Course 2022-2023 a.y.

• Valuation and replication of American and path-dependent options via lattice methods.
• Valuation and replication of basket options in a multidimensional diffusive framework. Currency markets and quanto options.
• Valuation of European options in the jump-diffusion model.
• Monte Carlo methods in financial engeneering: efficiency and bias. Simulation of asset prices. Derivatives valuation. Variance reduction techniques. Valuation of the Greeks.
• Introduction to VBA: routines, functions, plots, arrays, user forms.

• Select the proper techniques to address path-dependency and American exercise features of financial derivatives.
• Implement multivariate diffusive models to account for the covariance structure among financial assets;  price and hedge basket derivative securities.
• Use jump diffusive models for financial assets and price by no-arbitrage European derivatives on these underlyings.
• Master Monte Carlo methods to simulate asset prices, evaluate derivatives and their greeks, enhance the accuracy of the estimate.

Solve core computational issues in financial engeneering as:

• Price and replicate path-dependent and American options with trees.
• Evaluate multiasset derivatives via Monte Carlo methods.
• Enhance the accuracy of their Monte Carlo estimate via suitable variance reduction techniques.
• Compute Greeks with various Monte Carlo methods.
• Develop algorithms in VBA and Python.
• Prepare an executive report on one of the aformentioned topics.

• Face-to-face lectures
• Online lectures
• Exercises (exercises, database, software etc.)
• Individual assignments
• Group assignments

Theory topics are explained in online lectures.

Students are introduced to VBA (Visual Basic for Applications) and Python, and tutored in the implementation of the alghorithms in the lab session. However VBA is not mandatory: students proficient with Python, R or MatLab are allowed to use their preferred language instead of VBA for the assignment. In the lab classes, students will implement algorithms and solve exercises.  Students will therefore be trained to develop a chosen assignment. The assignment can be shared by a student group, or can be done individually. Attending students only present their preliminary results during the last class of the course. Presentations offer the chance to get comments and feedback by instructors and colleagues and are not graded. However, presentations allow students to test their ability in delivering technical presentations.

The assessment consists of a brief written individual exam and an assignment.

The brief written individual exam counts 70% and consists of open and closed questions on the main arguments of the classes.

One (open) question  requires to compute the price and/or the replicating strategy of a financial derivative. The other open/closed questions verify students  have acquired the necessary knowledge of the theory topics. A detailed list of the theory topics required for the exam will be distributed by the end of the course.

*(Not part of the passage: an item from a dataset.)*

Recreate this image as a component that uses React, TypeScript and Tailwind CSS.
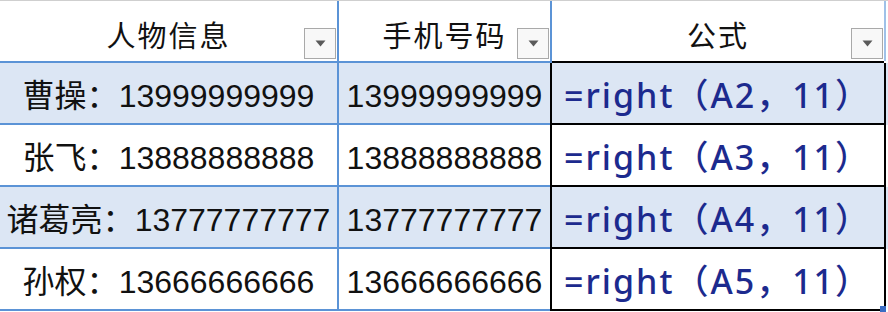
const rows = [
    { name: '曹操：', phone: '13999999999', cell: 'A2', shaded: true },
    { name: '张飞：', phone: '13888888888', cell: 'A3', shaded: false },
    { name: '诸葛亮：', phone: '13777777777', cell: 'A4', shaded: true },
    { name: '孙权：', phone: '13666666666', cell: 'A5', shaded: false },
]

function FilterButton() {
    return (
        <div className="absolute right-[1px] bottom-[2px] w-[32px] h-[31px] bg-[#f8f8f8] border border-[#a9a9a9] flex items-center justify-center">
            <svg width="11" height="7" viewBox="0 0 11 7">
                <path d="M0.5 0.5 L10.5 0.5 L5.5 6.5 Z" fill="#5a5a5a" />
            </svg>
        </div>
    )
}

function HeaderCell({ title, className }: { title: string; className: string }) {
    return (
        <div className={`relative h-full flex items-center justify-center pt-[14px] ${className}`}>
            <span className="text-[29px] tracking-[2px] text-[#111]">{title}</span>
            <FilterButton />
        </div>
    )
}

export default function App() {
    return (
        <div className="relative w-[888px] h-[312px] bg-white border-t border-[#cfcfcf] font-['Liberation_Sans','Noto_Sans_CJK_SC',sans-serif]">
            <div className="flex h-[62px]">
                <HeaderCell title="人物信息" className="w-[339px] border-r-2 border-b-2 border-[#5b93d6]" />
                <HeaderCell title="手机号码" className="w-[213px] border-r-2 border-b-2 border-[#5b93d6]" />
                <div className="w-[334px] h-full flex">
                    <div className="flex-1 h-full border-b-2 border-black">
                        <HeaderCell title="公式" className="h-[60px]" />
                    </div>
                    <div className="w-[2px] h-[60px] bg-[#9fc1e8]"></div>
                </div>
            </div>
            {rows.map((row, index) => (
                <div key={index} className={`flex h-[62px] ${row.shaded ? 'bg-[#dce6f4]' : 'bg-white'}`}>
                    <div className="w-[339px] border-r-2 border-b-2 border-[#5b93d6] flex items-center justify-center pt-[5px] text-[32px] text-[#111] whitespace-nowrap">
                        {row.name}{row.phone}
                    </div>
                    <div className="w-[211px] border-b-2 border-[#5b93d6] flex items-center justify-center pt-[5px] text-[32px] text-[#111]">
                        {row.phone}
                    </div>
                    <div className="w-[336px] border-x-2 border-b-2 border-black flex items-center pl-[12px] pt-[5px] text-[34px] font-medium tracking-[2px] text-[#1c2a8e] font-['Noto_Sans','Noto_Sans_CJK_SC',sans-serif] whitespace-nowrap">
                        =right（{row.cell}，11）
                    </div>
                </div>
            ))}
            <div className="absolute left-[880px] top-[305px] w-[6px] h-[6px] bg-[#3a6cc4]"></div>
        </div>
    )
}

The assignment counts 30% and consists in writing a code to solve a selected problem as, for example, the evaluation of a particular path-dependent option, and a brief report on the related numerical/financial issues. Students can choose to code with VBA, Python or any other preferred language (e.g. R, MatLab). The list of assignment titles and instructions are provided during the course. The assignment can be done in groups or individually, and is due the same day of the written exam.  The assignment grade is valid until the end of the academic year.

The assignment allows students to deepen their knowledge on the specific selected topic, by writing a code, analyzing the numerical and financial critical issues, and by preparing a technical report. The assignment verifies the coding ability of the students, and their ability to price and replicate derivatives with trees, or Monte Carlo methods.

Lecture notes, slides, and codes distributed by the instructors via BBoard.